Obwohl RED und der delegierte Rechtsakt ambitionierte Ziele setzen, gibt es mehrere zentrale Kritikpunkte:

  1. Bürokratie und Umsetzungsaufwand: Die Anforderungen sind komplex und stellen vor allem für kleinere Unternehmen administrative Hürden dar. Dies könnte die breite Einführung von RFNBOs verlangsamen.
  2. Kostenintensive Skalierung: Die Vorgaben zur Zusätzlichkeit und Korrelation treiben die Produktionskosten in die Höhe. Dies verteuert die Markteinführung von grünem Wasserstoff und beeinträchtigt dessen Wettbewerbsfähigkeit.
  3. Begrenzte Flexibilität für bestehende Kapazitäten: Die Fokussierung auf neue Anlagen schränkt die Nutzung bestehender Kapazitäten ein, insbesondere in Regionen mit überschüssigem Angebot an erneuerbaren Energien.
  4. Investitionsunsicherheit: Die Dynamik der Anforderungen zur zeitlichen und geografischen Korrelation kann Unsicherheiten schaffen und langfristige Investitionsplanungen in die RFNBO-Infrastruktur.
  5. Höhere Energiekosten für Industrie und Verbraucher: Die Anforderungen an den Strombezug könnten zu steigenden Kosten führen, die an Endverbraucher und Industrie weitergegeben werden.
  6. Forderung nach höherer Transparenz bei Herkunftsnachweisen: Die Herkunft und Nutzung des erneuerbaren Stroms, der zur Produktion von RFNBOs verwendet wird, muss eindeutig und lückenlos nachvollziehbar sein.
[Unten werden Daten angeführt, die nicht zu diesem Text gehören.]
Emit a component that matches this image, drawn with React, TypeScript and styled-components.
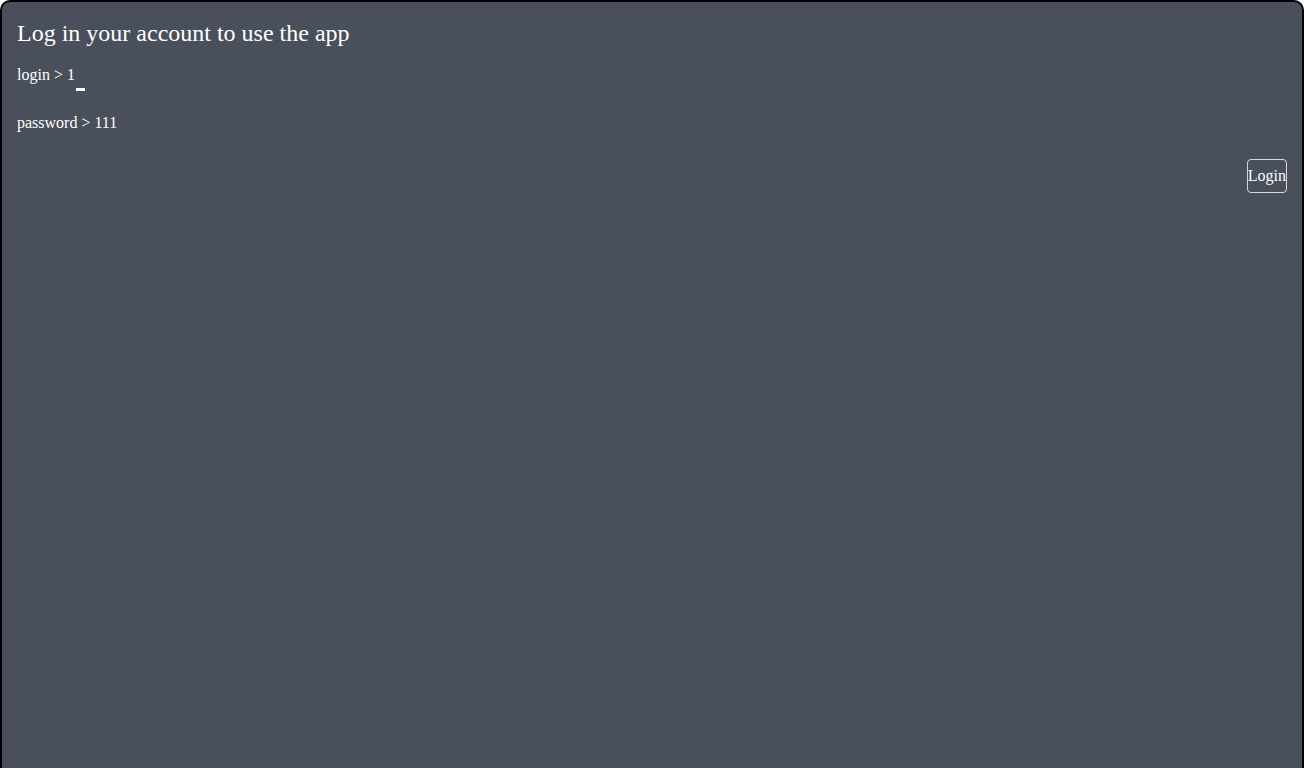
import React from "react";
import styled, { createGlobalStyle } from "styled-components";

const GlobalStyle = createGlobalStyle`
  html, body {
    margin: 0;
    padding: 0;
    background: #ffffff;
  }
  body {
    font-family: "Liberation Serif", "Times New Roman", serif;
  }
`;

const Frame = styled.div`
  box-sizing: border-box;
  min-height: 800px;
  border: 2px solid #000000;
  border-radius: 10px;
  background: #4a505b;
  color: #ffffff;
  padding: 15px;
  display: flex;
  flex-direction: column;
`;

const Title = styled.h2`
  margin: 3px 0 0;
  font-size: 24px;
  font-weight: normal;
  line-height: normal;
`;

const Prompt = styled.div<{ $gap: number }>`
  margin-top: ${(p) => p.$gap}px;
  font-size: 16px;
  line-height: normal;
`;

const Caret = styled.span`
  display: inline-block;
  width: 9px;
  height: 3px;
  margin-left: 1px;
  background: #ffffff;
  vertical-align: -11px;
`;

const LoginButton = styled.button`
  align-self: flex-end;
  margin-top: 27px;
  height: 34px;
  padding: 0;
  border: 1px solid #d6d8dc;
  border-radius: 4px;
  background: transparent;
  color: #ffffff;
  font-family: "Liberation Serif", "Times New Roman", serif;
  font-size: 16px;
  cursor: pointer;
`;

export default function App() {
  return (
    <>
      <GlobalStyle />
      <Frame>
        <Title>Log in your account to use the app</Title>
        <Prompt $gap={19}>
          login &gt; 1
          <Caret />
        </Prompt>
        <Prompt $gap={23}>password &gt; 111</Prompt>
        <LoginButton>Login</LoginButton>
      </Frame>
    </>
  );
}
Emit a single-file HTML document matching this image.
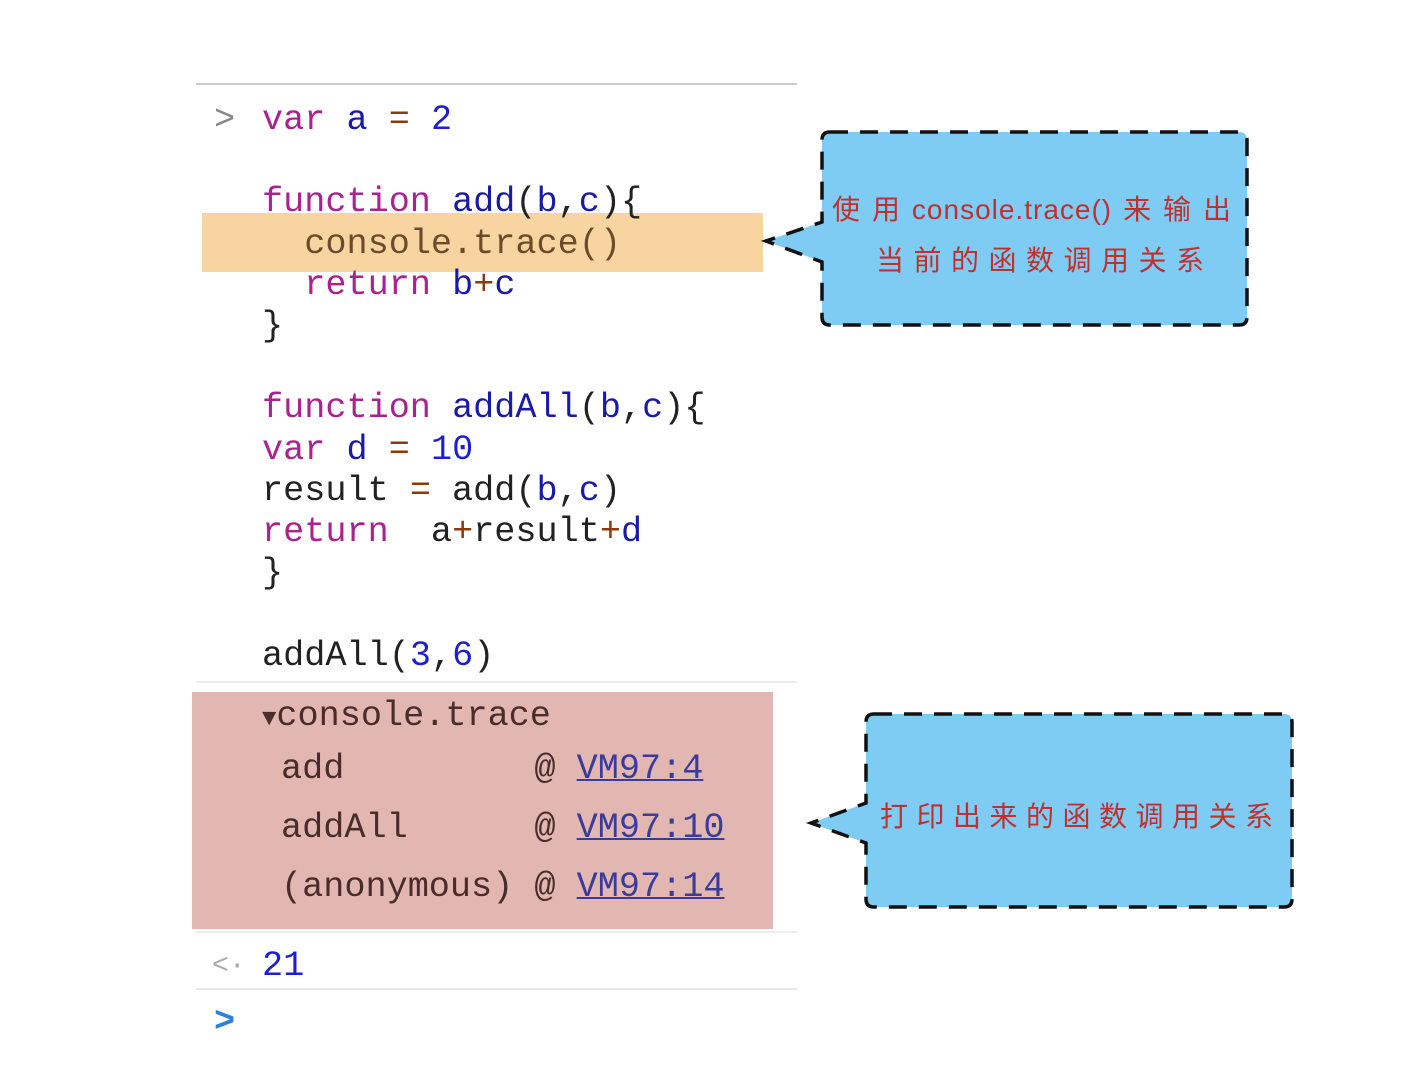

Das heißt, dass die Informationen im Herkunftsnachweis (Produktionsquelle, Alter der Anlage, Zeitfenster der Produktion) detailliert und prüfbar sein sollten, damit Auditoren oder Zertifizierungsstellen die Konformität des verwendeten Stroms mit den RFNBO-Anforderungen sicherstellen können. Hierzu hat das Umweltbundesamt den Leitfaden zur gekoppelten Lieferung von Herkunftsnachweisen nach § 30a HkRNDV veröffentlicht, der dem Rechnung trägt.

 

Fazit

Die EU-EE-Richtlinie und der delegierte Rechtsakt für RFNBOs setzen einen klaren, jedoch anspruchsvollen und komplexen Rahmen zur Förderung erneuerbarer Kraftstoffe. Die strengen Anforderungen an Stromquellen und PPAs bieten zwar hohe Standards, führen aber auch zu praktischen Herausforderungen. Ein flexiblerer Ansatz, der finanzielle Unterstützung und eine breitere Berücksichtigung alternativer Technologien umfasst, könnte die Akzeptanz, Umsetzbarkeit und Wirtschaftlichkeit der Ziele verbessern und die Klimaziele der EU effizienter unterstützen.

 

* Hinweis: Dieser Text stellt keine Rechts- oder Zertifizierungsberatung dar und ersetzt diese auch nicht. Zur Sicherstellung der Einhaltung der beschriebenen Kriterien wird eine qualifizierte Rechtsberatung sowie eine Präqualifikation zur Sicherstellung der Anforderungen empfohlen.

** Dies spiegelt nicht die politische Position von Vattenfall wider, sondern die allgemeine Perspektive der Branche.